Making lemonade out of lemons is an idiom that is often quoted when we attempt to make something good from a difficult situation. In the arena of environmental sampling and analysis, however, it can simply yield to frustration and worse, meaningless results. Consider the following scenarios:
- Three slit impaction spore trap air samples are taken in the field for the recommended 5 minutes at 15 lpm. The samples are submitted and upon arrival at the laboratory, it’s discovered that for one sample, the loading of debris, both fungal and non-fungal, is so great that the sample must be voided according to the criteria specified in the ASTM Method D7391-09. The remaining samples indicate that mold is present. You wonder if the results are good or bad. No lemonade to be made from sample lemons here.
- A single tape lift of suspected mold growth is taken from a surface, placed on a glass slide, and placed in a slide box for shipment. At the lab, it’s discovered that the slide broke in transit, with tiny shards of glass stuck in the tape, and that opaque frosted tape was used, rendering the sample unreadable per ASTM Method D7910-14. Why is my lemonade crunchy? Uh-oh…..
In both situations, some elements of sampling were under the sampler’s control (only three airborne samples taken, use of frosted tape), while perhaps other elements were not under the sampler’s control (dusty air thick with debris, package squashed by a careless handler; that never happens!).
The end result is that the analysis is compromised, biased, or impossible due to poor sampling technique. You cry foul! “Wait, how can dirty air or rough package handling be a result of poor sampling technique?” The answer lies not as much in the nuts and bolts of how to sample, but in not having a sampling strategy.
A comprehensive sampling strategy is the foundation of good sampling technique. A strategy will yield answers to the particular questions you have about your project. The first and most important part of a mold sampling strategy is performing a visual inspection to identify a possible mold contamination problem. The next step is to establish criteria for taking samples and interpreting laboratory results. Only in the context of these two steps can air samples and tape lifts be expected to provide meaningful data relevant to the project at hand. A robust sampling strategy should be formulated to help confirm a theory regarding suspected sources of mold and its airborne distribution. Sampling can be used as a tool to help answer the following questions.
Is there mold growing on this surface, and what kind is it? Think tape lift and swab sampling per ASTM D7910-14. Are there airborne mold spores, and what types are present? Think impaction spore trap air sample per ASTM D7391-09.
The answers to these questions should never be used as a basis for building assessment but as a means to test a hypothesis regarding suspected mold contamination.

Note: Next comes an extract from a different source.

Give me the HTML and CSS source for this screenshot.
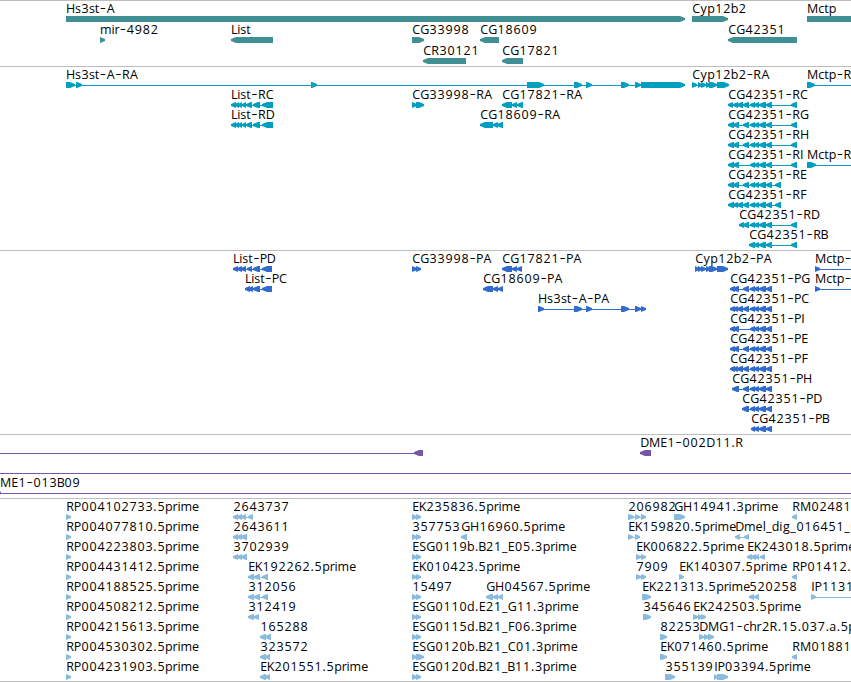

These peer reviewed and internationally recognized consensus standards from ASTM are powerful protection for you, your laboratory, and your client. Sampling protocol specific to the type of sampler used should be followed, using air cassettes similar to the Zefon or Allergenco design. Detailed notes regarding time of day, weather conditions, location of sampler, etc. should be kept in order to assist in the interpretation of results. A field blank should be submitted with each group of samples to check the field sampling conditions. Samples should be provided in sufficient number and frequency to overcome any unforeseen issue such as overloaded samples, as well as providing a large enough pool of data in light of the fact that air samples are a ‘snapshot in time’ of airborne fungal loading. A single air sample, or even several samples, are not representative of the fungal loading present over time, given the high degree of variability inherent in spore trap sampling.
Tape lift or swab samples also have their own considerations and limitations. Care needs to be taken while sampling to ensure that the suspected growth being lifted or swabbed, is not obscured by underlying paint, varnish or loose debris. Absolutely clear transparent single sided tape is the only material that can be later viewed under a microscope for identification – and then reanalyzed for quality assurance compliance. Tape should be mounted to clear glass microscope slides to minimize possible cross contamination from other samples or mold sources. A tape lift or swab cannot be used to make generalized determinations of suspected mold growth on a surface. A single sample is only representative of the square inch or so that was lifted or swabbed, as similar looking stains and debris only inches apart may yield drastically different results.
Finally, remind yourself that mold is ever present in the air, at greatly varying levels over time, both inside and out. Sampling by itself, cannot answer the question, “Is there mold contamination, and where is it coming from?” Nor can it answer the question, “Is that amount of mold bad?” Recognize the limitations of sampling and take care not to overemphasize laboratory results. There are currently no regulatory bodies which recognize a safe or unsafe level of mold counts. Consequently, the laboratory cannot tell you if your samples are ‘clean’ or ‘high’. Remember that mold is only a symptom of a moisture problem. Therefore, as a sampler, you must know what questions you need answers to and have criteria for interpreting the results before you sample. Having a successful sampling strategy means never having to make lemonade out of lemons!